Llámese aburrimiento, tedio o spleen, el hastío existencial era en verdad un gran formador de ejércitos. Aunque también puso de su parte la férrea represión sexual reinante. Los jóvenes de ahora no pueden concebir la existencia sin un teléfono inteligente y un montón de apps. Las redes sociales les apartan del vacío. Llevan en el bolsillo todo el saber del mundo. No hay película o canción que se les escape. Se deleitan con la pornografía o con páginas y más páginas de chismorreos. Sus quejas tuiteadas salen en los medios.
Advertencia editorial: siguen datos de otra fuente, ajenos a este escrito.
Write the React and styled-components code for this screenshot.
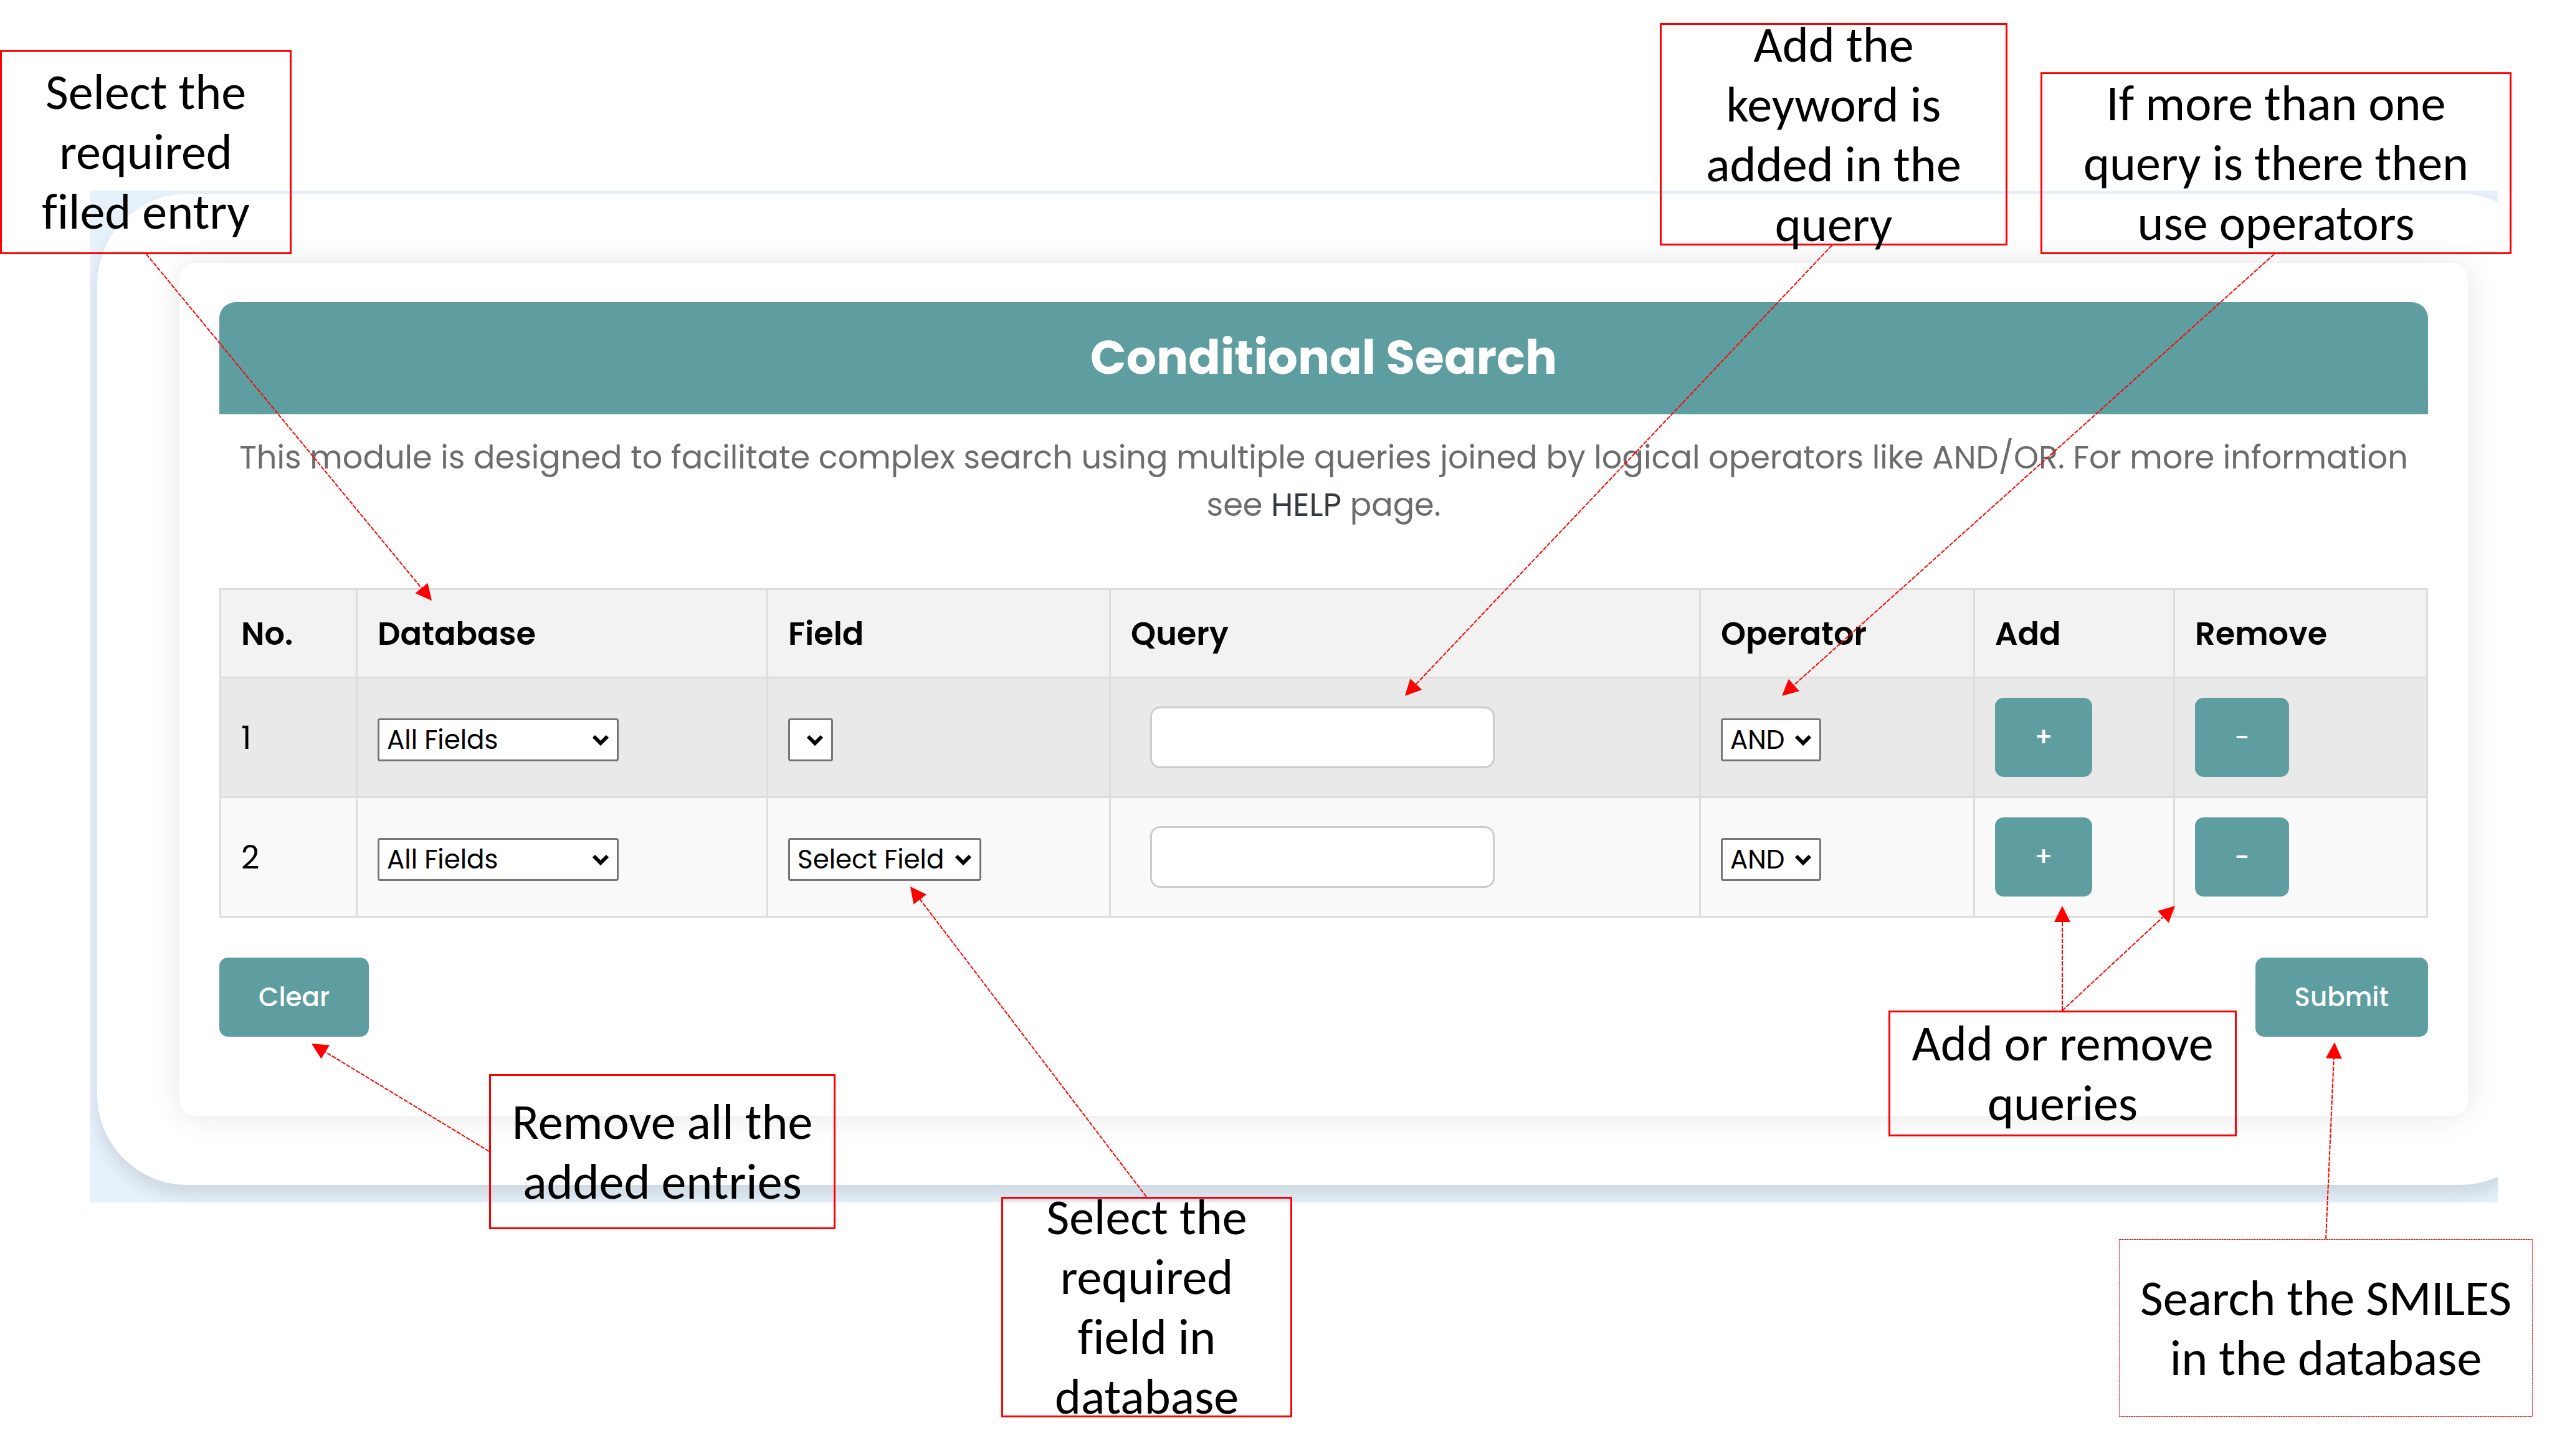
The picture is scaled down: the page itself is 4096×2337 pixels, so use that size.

Fueron muy importantes los tuits durante la primavera árabe, pero no hay que olvidar que la juventud egipcia o libia padece todavía una represión sexual a mano de fanáticos religiosos, la prohibición de bebidas alcohólicas, la censura y, otrosí, la pobreza y falta de trabajo. Son conocedores de un aburrimiento antiguo y letal. Los jóvenes chinos, también; de ahí los estrictos controles gubernamentales.

Más de la mitad de los jóvenes españoles está en el paro. Pero en las colas para acceder a las oficinas del Inem, en las salas de espera o en los aeropuertos, matan el tiempo navegando por la red o intercambiando mensajes. No tendrán ni trabajo ni futuro, pero están entretenidos; están indignados, pero han vencido el tedio; todo es un desastre, pero ya casi nadie se muere de hambre. Pasan como pueden de los enemigos que los políticos intentan imponerles. De hecho, pasan de casi todo. Lo suyo no es razonar o cuestionar, sino mantenerse entretenidos, sin apenas apartar la mirada de la pantalla.

¿Qué pasaría si se produjera un apagón que durara varias semanas o incluso meses?, ¿o que el Gobierno ordenara el cierre de internet y de las cadenas de radio y televisión? Si algo por el estilo ocurriera, ¿cuánto tardaría en volver a apoderarse de la juventud ese aburrimiento que propicia guerras y alzamientos? A fin de cuentas, el ciberespacio es la coartada de la nueva generación para su falta de agresión. Pero es también el escenario de las nuevas guerras virtuales.